What the exercise asks:
Retype the whole listing, please, keeping every line exact and dropping the pictures.

::: Available data :::

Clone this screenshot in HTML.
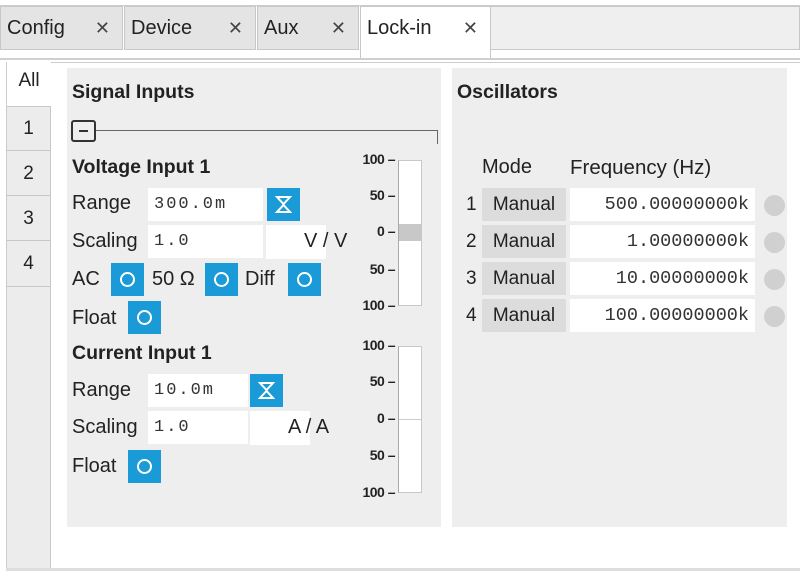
<!DOCTYPE html>
<html><head><meta charset="utf-8"><style>
*{margin:0;padding:0;box-sizing:border-box}
body{width:800px;height:573px;background:#fff;position:relative;overflow:hidden;font-family:"Liberation Sans",Arial,sans-serif;color:#222}
.a{position:absolute}
.tab{position:absolute;top:6px;height:44px;background:#e4e4e4;border:1px solid #c8c8c8;font-size:20px;line-height:42px;padding-left:6px}
.tab .x{position:absolute;right:12px;top:0;font-size:18px;color:#444}
.vt{position:absolute;left:7px;width:44px;background:#ececec;border-top:1px solid #c8c8c8;border-right:1px solid #c8c8c8;font-size:19px;text-align:center}
.lbl{position:absolute;font-size:20px;color:#222;white-space:nowrap}
.b{font-weight:bold;font-size:19.5px}
.in{position:absolute;background:#fff;font-family:"Liberation Mono",monospace;font-size:17px;letter-spacing:2px;color:#333;line-height:33px;padding-left:6px;height:33px}
.btn{position:absolute;width:33px;height:33px;background:#1a9ad6}
.btn i{position:absolute;left:9px;top:9px;width:15px;height:15px;border:2px solid #fff;border-radius:50%}
.hg{position:absolute;width:33px;height:33px;background:#1a9ad6}
.tk{position:absolute;font-size:14px;font-weight:bold;text-align:right;width:38px;color:#222;letter-spacing:-0.5px}
.mt{position:absolute;width:24px;border:1px solid #c8c8c8;border-left:1px solid #aaa;background:#fff}
.man{position:absolute;left:482px;width:84px;height:33px;background:#dcdcdc;font-size:19px;line-height:33px;text-align:center}
.fr{position:absolute;left:570px;width:185px;height:33px;background:#fff;font-family:"Liberation Mono",monospace;font-size:18.5px;line-height:33px;text-align:right;padding-right:6px;color:#333}
.led{position:absolute;left:764px;width:21px;height:21px;border-radius:50%;background:#d0d0d0}
.n{position:absolute;left:466px;font-size:19px;line-height:33px}
</style></head><body>
<div class="a" style="left:0;top:5px;width:800px;height:1px;background:#ccc"></div>
<div class="a" style="left:490px;top:6px;width:310px;height:44px;background:#efefef;border:1px solid #c8c8c8"></div>
<div class="tab" style="left:0;width:123px">Config<span class="x">✕</span></div>
<div class="tab" style="left:124px;width:132px">Device<span class="x">✕</span></div>
<div class="tab" style="left:257px;width:102px">Aux<span class="x">✕</span></div>
<div class="tab" style="left:360px;width:131px;background:#fff;border-bottom:none;height:52px">Lock-in<span class="x">✕</span></div>
<div class="a" style="left:0;top:58px;width:800px;height:2px;background:#d0d0d0"></div>
<div class="a" style="left:6px;top:62px;width:800px;height:508px;border:1px solid #ccc;border-right:none"></div>
<div class="vt" style="top:62px;height:44px;background:#fff;border-top:none;border-right:none;line-height:38px">All</div>
<div class="vt" style="top:106px;height:44px;line-height:44px">1</div>
<div class="vt" style="top:150px;height:45px;line-height:45px">2</div>
<div class="vt" style="top:195px;height:45px;line-height:45px">3</div>
<div class="vt" style="top:240px;height:46px;line-height:46px">4</div>
<div class="vt" style="top:286px;height:283px"></div>
<div class="a" style="left:6px;top:568px;width:800px;height:3px;background:#ddd"></div>

<div class="a" style="left:67px;top:68px;width:374px;height:459px;background:#eeeeee"></div>
<div class="a" style="left:452px;top:68px;width:335px;height:459px;background:#eeeeee"></div>

<div class="lbl b" style="left:72px;top:81px">Signal Inputs</div>
<div class="lbl b" style="left:457px;top:81px">Oscillators</div>
<div class="a" style="left:71px;top:120px;width:25px;height:22px;border:2px solid #333;border-radius:3px"><div class="a" style="left:6px;top:8px;width:9px;height:2px;background:#333"></div></div>
<div class="a" style="left:96px;top:130px;width:342px;height:1px;background:#666"></div>
<div class="a" style="left:437px;top:130px;width:1px;height:14px;background:#666"></div>

<div class="lbl b" style="left:72px;top:156px">Voltage Input 1</div>
<div class="lbl" style="left:72px;top:192px">Range</div>
<div class="in" style="left:148px;top:188px;width:115px">300.0m</div>
<div class="hg" style="left:267px;top:188px"><svg width="33" height="33"><path d="M10 9H23L16.5 16Z M10 24H23L16.5 17Z" fill="none" stroke="#fff" stroke-width="2"/></svg></div>
<div class="lbl" style="left:72px;top:230px">Scaling</div>
<div class="in" style="left:148px;top:225px;width:115px">1.0</div>
<div class="a" style="left:266px;top:225px;width:60px;height:34px;background:#fff"></div>
<div class="lbl" style="left:304px;top:230px">V / V</div>
<div class="lbl" style="left:72px;top:268px">AC</div>
<div class="btn" style="left:111px;top:263px"><i></i></div>
<div class="lbl" style="left:152px;top:268px">50 Ω</div>
<div class="btn" style="left:205px;top:263px"><i></i></div>
<div class="lbl" style="left:245px;top:268px">Diff</div>
<div class="btn" style="left:288px;top:263px"><i></i></div>
<div class="lbl" style="left:72px;top:307px">Float</div>
<div class="btn" style="left:128px;top:301px"><i></i></div>

<div class="lbl b" style="left:72px;top:342px">Current Input 1</div>
<div class="lbl" style="left:72px;top:379px">Range</div>
<div class="in" style="left:148px;top:374px;width:100px">10.0m</div>
<div class="hg" style="left:250px;top:374px"><svg width="33" height="33"><path d="M10 9H23L16.5 16Z M10 24H23L16.5 17Z" fill="none" stroke="#fff" stroke-width="2"/></svg></div>
<div class="lbl" style="left:72px;top:416px">Scaling</div>
<div class="in" style="left:148px;top:411px;width:100px">1.0</div>
<div class="a" style="left:250px;top:411px;width:60px;height:34px;background:#fff"></div>
<div class="lbl" style="left:288px;top:416px">A / A</div>
<div class="lbl" style="left:72px;top:455px">Float</div>
<div class="btn" style="left:128px;top:450px"><i></i></div>

<div class="mt" style="left:398px;top:160px;height:146px"><div class="a" style="left:0;top:63px;width:22px;height:17px;background:#c8c8c8"></div></div>
<div class="tk" style="left:357px;top:151px">100 –</div>
<div class="tk" style="left:357px;top:187px">50 –</div>
<div class="tk" style="left:357px;top:223px">0 –</div>
<div class="tk" style="left:357px;top:261px">50 –</div>
<div class="tk" style="left:357px;top:297px">100 –</div>
<div class="mt" style="left:398px;top:346px;height:147px"><div class="a" style="left:0;top:72px;width:22px;height:1px;background:#ccc"></div></div>
<div class="tk" style="left:357px;top:337px">100 –</div>
<div class="tk" style="left:357px;top:373px">50 –</div>
<div class="tk" style="left:357px;top:410px">0 –</div>
<div class="tk" style="left:357px;top:447px">50 –</div>
<div class="tk" style="left:357px;top:484px">100 –</div>

<div class="lbl" style="left:482px;top:156px">Mode</div>
<div class="lbl" style="left:570px;top:156px;font-size:20.5px">Frequency (Hz)</div>
<div class="n" style="top:188px">1</div><div class="man" style="top:188px">Manual</div><div class="fr" style="top:188px">500.00000000k</div><div class="led" style="top:195px"></div>
<div class="n" style="top:225px">2</div><div class="man" style="top:225px">Manual</div><div class="fr" style="top:225px">1.00000000k</div><div class="led" style="top:232px"></div>
<div class="n" style="top:262px">3</div><div class="man" style="top:262px">Manual</div><div class="fr" style="top:262px">10.00000000k</div><div class="led" style="top:269px"></div>
<div class="n" style="top:299px">4</div><div class="man" style="top:299px">Manual</div><div class="fr" style="top:299px">100.00000000k</div><div class="led" style="top:306px"></div>
</body></html>
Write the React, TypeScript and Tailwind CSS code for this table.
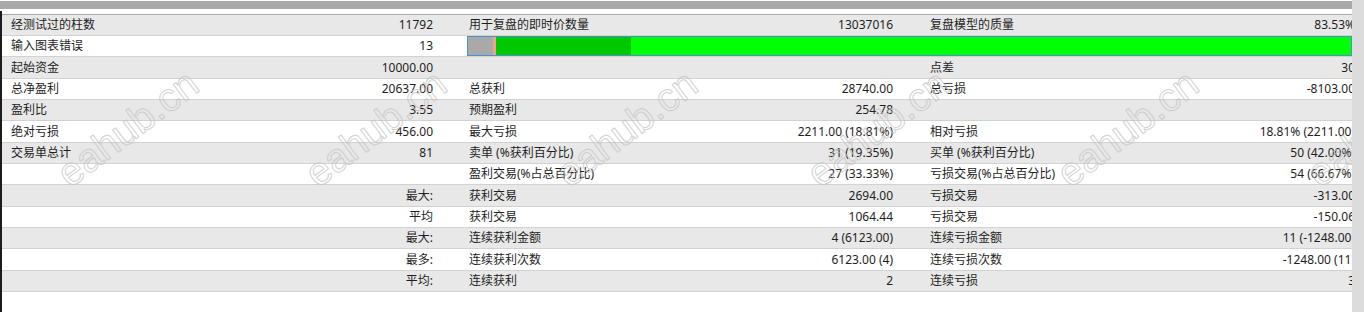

:::

Task result:
Clone this screenshot in HTML.
<!DOCTYPE html>
<html><head><meta charset="utf-8"><style>
*{margin:0;padding:0;box-sizing:border-box}
body{width:800px;height:573px;background:#fff;position:relative;overflow:hidden;font-family:"Liberation Sans",Arial,sans-serif;color:#222}
.a{position:absolute}
.tab{position:absolute;top:6px;height:44px;background:#e4e4e4;border:1px solid #c8c8c8;font-size:20px;line-height:42px;padding-left:6px}
.tab .x{position:absolute;right:12px;top:0;font-size:18px;color:#444}
.vt{position:absolute;left:7px;width:44px;background:#ececec;border-top:1px solid #c8c8c8;border-right:1px solid #c8c8c8;font-size:19px;text-align:center}
.lbl{position:absolute;font-size:20px;color:#222;white-space:nowrap}
.b{font-weight:bold;font-size:19.5px}
.in{position:absolute;background:#fff;font-family:"Liberation Mono",monospace;font-size:17px;letter-spacing:2px;color:#333;line-height:33px;padding-left:6px;height:33px}
.btn{position:absolute;width:33px;height:33px;background:#1a9ad6}
.btn i{position:absolute;left:9px;top:9px;width:15px;height:15px;border:2px solid #fff;border-radius:50%}
.hg{position:absolute;width:33px;height:33px;background:#1a9ad6}
.tk{position:absolute;font-size:14px;font-weight:bold;text-align:right;width:38px;color:#222;letter-spacing:-0.5px}
.mt{position:absolute;width:24px;border:1px solid #c8c8c8;border-left:1px solid #aaa;background:#fff}
.man{position:absolute;left:482px;width:84px;height:33px;background:#dcdcdc;font-size:19px;line-height:33px;text-align:center}
.fr{position:absolute;left:570px;width:185px;height:33px;background:#fff;font-family:"Liberation Mono",monospace;font-size:18.5px;line-height:33px;text-align:right;padding-right:6px;color:#333}
.led{position:absolute;left:764px;width:21px;height:21px;border-radius:50%;background:#d0d0d0}
.n{position:absolute;left:466px;font-size:19px;line-height:33px}
</style></head><body>
<div class="a" style="left:0;top:5px;width:800px;height:1px;background:#ccc"></div>
<div class="a" style="left:490px;top:6px;width:310px;height:44px;background:#efefef;border:1px solid #c8c8c8"></div>
<div class="tab" style="left:0;width:123px">Config<span class="x">✕</span></div>
<div class="tab" style="left:124px;width:132px">Device<span class="x">✕</span></div>
<div class="tab" style="left:257px;width:102px">Aux<span class="x">✕</span></div>
<div class="tab" style="left:360px;width:131px;background:#fff;border-bottom:none;height:52px">Lock-in<span class="x">✕</span></div>
<div class="a" style="left:0;top:58px;width:800px;height:2px;background:#d0d0d0"></div>
<div class="a" style="left:6px;top:62px;width:800px;height:508px;border:1px solid #ccc;border-right:none"></div>
<div class="vt" style="top:62px;height:44px;background:#fff;border-top:none;border-right:none;line-height:38px">All</div>
<div class="vt" style="top:106px;height:44px;line-height:44px">1</div>
<div class="vt" style="top:150px;height:45px;line-height:45px">2</div>
<div class="vt" style="top:195px;height:45px;line-height:45px">3</div>
<div class="vt" style="top:240px;height:46px;line-height:46px">4</div>
<div class="vt" style="top:286px;height:283px"></div>
<div class="a" style="left:6px;top:568px;width:800px;height:3px;background:#ddd"></div>

<div class="a" style="left:67px;top:68px;width:374px;height:459px;background:#eeeeee"></div>
<div class="a" style="left:452px;top:68px;width:335px;height:459px;background:#eeeeee"></div>

<div class="lbl b" style="left:72px;top:81px">Signal Inputs</div>
<div class="lbl b" style="left:457px;top:81px">Oscillators</div>
<div class="a" style="left:71px;top:120px;width:25px;height:22px;border:2px solid #333;border-radius:3px"><div class="a" style="left:6px;top:8px;width:9px;height:2px;background:#333"></div></div>
<div class="a" style="left:96px;top:130px;width:342px;height:1px;background:#666"></div>
<div class="a" style="left:437px;top:130px;width:1px;height:14px;background:#666"></div>

<div class="lbl b" style="left:72px;top:156px">Voltage Input 1</div>
<div class="lbl" style="left:72px;top:192px">Range</div>
<div class="in" style="left:148px;top:188px;width:115px">300.0m</div>
<div class="hg" style="left:267px;top:188px"><svg width="33" height="33"><path d="M10 9H23L16.5 16Z M10 24H23L16.5 17Z" fill="none" stroke="#fff" stroke-width="2"/></svg></div>
<div class="lbl" style="left:72px;top:230px">Scaling</div>
<div class="in" style="left:148px;top:225px;width:115px">1.0</div>
<div class="a" style="left:266px;top:225px;width:60px;height:34px;background:#fff"></div>
<div class="lbl" style="left:304px;top:230px">V / V</div>
<div class="lbl" style="left:72px;top:268px">AC</div>
<div class="btn" style="left:111px;top:263px"><i></i></div>
<div class="lbl" style="left:152px;top:268px">50 Ω</div>
<div class="btn" style="left:205px;top:263px"><i></i></div>
<div class="lbl" style="left:245px;top:268px">Diff</div>
<div class="btn" style="left:288px;top:263px"><i></i></div>
<div class="lbl" style="left:72px;top:307px">Float</div>
<div class="btn" style="left:128px;top:301px"><i></i></div>

<div class="lbl b" style="left:72px;top:342px">Current Input 1</div>
<div class="lbl" style="left:72px;top:379px">Range</div>
<div class="in" style="left:148px;top:374px;width:100px">10.0m</div>
<div class="hg" style="left:250px;top:374px"><svg width="33" height="33"><path d="M10 9H23L16.5 16Z M10 24H23L16.5 17Z" fill="none" stroke="#fff" stroke-width="2"/></svg></div>
<div class="lbl" style="left:72px;top:416px">Scaling</div>
<div class="in" style="left:148px;top:411px;width:100px">1.0</div>
<div class="a" style="left:250px;top:411px;width:60px;height:34px;background:#fff"></div>
<div class="lbl" style="left:288px;top:416px">A / A</div>
<div class="lbl" style="left:72px;top:455px">Float</div>
<div class="btn" style="left:128px;top:450px"><i></i></div>

<div class="mt" style="left:398px;top:160px;height:146px"><div class="a" style="left:0;top:63px;width:22px;height:17px;background:#c8c8c8"></div></div>
<div class="tk" style="left:357px;top:151px">100 –</div>
<div class="tk" style="left:357px;top:187px">50 –</div>
<div class="tk" style="left:357px;top:223px">0 –</div>
<div class="tk" style="left:357px;top:261px">50 –</div>
<div class="tk" style="left:357px;top:297px">100 –</div>
<div class="mt" style="left:398px;top:346px;height:147px"><div class="a" style="left:0;top:72px;width:22px;height:1px;background:#ccc"></div></div>
<div class="tk" style="left:357px;top:337px">100 –</div>
<div class="tk" style="left:357px;top:373px">50 –</div>
<div class="tk" style="left:357px;top:410px">0 –</div>
<div class="tk" style="left:357px;top:447px">50 –</div>
<div class="tk" style="left:357px;top:484px">100 –</div>

<div class="lbl" style="left:482px;top:156px">Mode</div>
<div class="lbl" style="left:570px;top:156px;font-size:20.5px">Frequency (Hz)</div>
<div class="n" style="top:188px">1</div><div class="man" style="top:188px">Manual</div><div class="fr" style="top:188px">500.00000000k</div><div class="led" style="top:195px"></div>
<div class="n" style="top:225px">2</div><div class="man" style="top:225px">Manual</div><div class="fr" style="top:225px">1.00000000k</div><div class="led" style="top:232px"></div>
<div class="n" style="top:262px">3</div><div class="man" style="top:262px">Manual</div><div class="fr" style="top:262px">10.00000000k</div><div class="led" style="top:269px"></div>
<div class="n" style="top:299px">4</div><div class="man" style="top:299px">Manual</div><div class="fr" style="top:299px">100.00000000k</div><div class="led" style="top:306px"></div>
</body></html>
Write the React, TypeScript and Tailwind CSS code for this table.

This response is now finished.